George mengkritik keras pengusaan tanah oleh keluarga Sultan Hamengkubowono X yang bertentangan dengan UU Pokok Agraria. Juga menentang , kerja sama dengan investor Australia dengan mengambil alih lahan pertanian rakyat menjadi pertambangan.

Di Sumba, Nusa Tenggara Timur, hutan yang sudah dijaga ratusan tahun oleh rakyat, sedang direbut perusahaan tambang.

Sumba terkenal dengan burung-burung endemik, dan jadi proyek percontohan pulau yang 100 persen kebutuhan energi dari sumber energi terbarukan (angin, mikrohidro, biogas dan lain-lain).

“Keunikan ini tak berarti bagi tirani modal demi menumpuk keuntungan,” ucap Abet.

Pada 3 Mei tahun ini, tiga petani Pulau Sumba, yaitu Umbu Mehang, Umbu Janji dan Umbu Pindingara dihukum sembilan bulan penjara oleh Pengadilan Negeri Waikabubak.

Mereka dituduh merusak mesin bor perusahaan PT Fathi Resources. Perusahaan ini mengeksplorasi tambang emas di lahan penggembalaan ternak dan kebun mereka tanpa izin.

“Ketiganya telah melaporkan penyerobotan tanah oleh perusahaan, tetapi tak digubris oleh polisi Sumba Barat.”

Menurut dia, kriminalisai rakyat dalam konflik dalam SDA juga terjadi di Sulawesi Tengah. Di Kec. Toili, Kabupaten Banggai, Sulawesi Tengah, konflik terjadi antara masyarakat transmigrasi, masyarakat adat dengan perusahaan PT. Kurnia Luwuk sejati (KLS) milik Murad Husain.

Lahan masyarakat bersertifikat maupun lahan-lahan adat yang sudah sejak lama dikelola warga turun temurun dirampas PT. KLS. Eva Bande dari Front Rakyat Advokasi Sawit Sulteng bersama dengan 23 petani dikriminasalisi.

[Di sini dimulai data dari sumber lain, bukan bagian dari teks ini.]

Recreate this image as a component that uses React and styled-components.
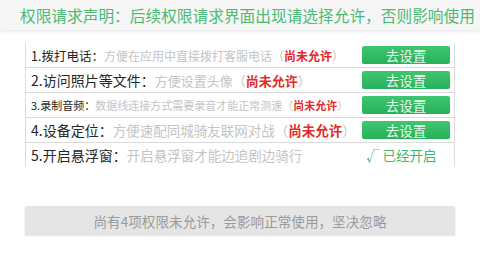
import React from 'react';
import styled, { createGlobalStyle } from 'styled-components';

const GlobalStyle = createGlobalStyle`
  html, body {
    margin: 0;
    padding: 0;
    background: #ffffff;
  }
  body {
    font-family: "Noto Sans CJK SC", "Noto Sans", "Liberation Sans", sans-serif;
  }
`;

const Page = styled.div`
  width: 480px;
  height: 270px;
  overflow: hidden;
  background: #fff;
`;

const Header = styled.div`
  height: 30px;
  display: flex;
  align-items: center;
  padding-left: 20px;
  background: #f6f6f6;
  box-shadow: 0 1px 3px rgba(0, 0, 0, 0.12);
  color: #4cba72;
  font-size: 15.7px;
  white-space: nowrap;
`;

const Table = styled.div`
  margin: 13px 25px 0 25px;
  border-left: 1px solid #dcdcdc;
  border-right: 1px solid #dcdcdc;
`;

const Row = styled.div`
  height: 24px;
  display: flex;
  align-items: center;
  padding: 0 4px 0 5px;
  border-bottom: ${p => (p.$last ? 'none' : '1px solid #dadada')};
  white-space: nowrap;
`;

const Title = styled.span`
  color: #262626;
  font-size: ${p => p.$size}px;
`;

const Desc = styled.span`
  color: #c4c4c4;
  font-size: ${p => p.$size}px;
`;

const Denied = styled.span`
  color: #e32a2a;
  font-weight: 700;
`;

const SetButton = styled.button`
  margin-left: auto;
  width: 88px;
  height: 18px;
  padding: 0;
  border: none;
  border-radius: 2px;
  background: linear-gradient(#3fc76f, #27b15b);
  color: #e9f9ef;
  font-family: inherit;
  font-size: 13.5px;
  line-height: 18px;
`;

const Enabled = styled.span`
  margin-left: auto;
  width: 84px;
  color: #3db96b;
  font-size: 13.5px;
`;

const IgnoreButton = styled.button`
  display: block;
  margin: 39px 25px 0 25px;
  width: 430px;
  height: 29px;
  border: none;
  border-radius: 1px;
  background: #e5e5e5;
  box-shadow: 0 1px 2px rgba(0, 0, 0, 0.12);
  color: #9a9a9a;
  font-family: inherit;
  font-size: 13.6px;
`;

const permissions = [
  { title: '1.拨打电话', desc: '方便在应用中直接拨打客服电话', size: 12.5, descSize: 12 },
  { title: '2.访问照片等文件', desc: '方便设置头像', size: 14, descSize: 13 },
  { title: '3.录制音频', desc: '数据线连接方式需要录音才能正常测速', size: 11, descSize: 11 },
  { title: '4.设备定位', desc: '方便速配同城骑友联网对战', size: 14, descSize: 13.5 },
  { title: '5.开启悬浮窗', desc: '开启悬浮窗才能边追剧边骑行', size: 14, descSize: 13.5, granted: true },
];

export default function App() {
  return (
    <Page>
      <GlobalStyle />
      <Header>权限请求声明：后续权限请求界面出现请选择允许，否则影响使用</Header>
      <Table>
        {permissions.map((p, i) => (
          <Row key={p.title} $last={i === permissions.length - 1}>
            <Title $size={p.size}>{p.title}：</Title>
            <Desc $size={p.descSize}>
              {p.desc}
              {!p.granted && (
                <>
                  （<Denied>尚未允许</Denied>）
                </>
              )}
            </Desc>
            {p.granted ? <Enabled>√ 已经开启</Enabled> : <SetButton>去设置</SetButton>}
          </Row>
        ))}
      </Table>
      <IgnoreButton>尚有4项权限未允许，会影响正常使用，坚决忽略</IgnoreButton>
    </Page>
  );
}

Untuk itu, Walhi menyerukan beberapa hal. Pertama, menuntut pembebasan segera tanpa syarat rakyat yang sedang di penjara dalam upaya mempertahankan hidup. Antara lain Tukijo dan tiga Umbu. Kedua, mendesak penghentikan kriminalisasi kepada George Junus Aditjondro.

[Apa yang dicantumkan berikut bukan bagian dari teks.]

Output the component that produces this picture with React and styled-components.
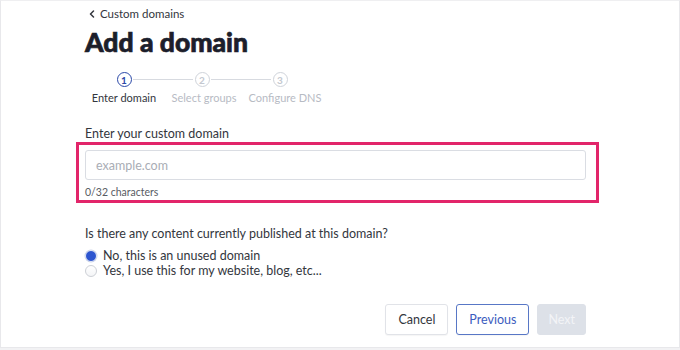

Ketiga, hentikan kriminalisasi terhadap Eva Bande bersama 23 petani. “Kembalikan lahan warga yang direbut perusahaan PT.KLS. Adili Murad Husain atas perampasan lahan warga dan perkebunan ilegal.”

Keempat, tangkap dan adili polisi pembunuh Yurifin dan Martin dalam konflik antara warga dan PT.Medco Tomori-Pertamina di Tiaka, Morowali. “Medco dan Pertamina harus bertanggung jawab atas kemiskinan rakyat di Kolo Bawah, Morowali.”

Terakhir, cabut atau batalkan semua izin usaha pertambangan dalam wilayah yang ditetapkan sepihak alias tak melalui proses partisipasi warga.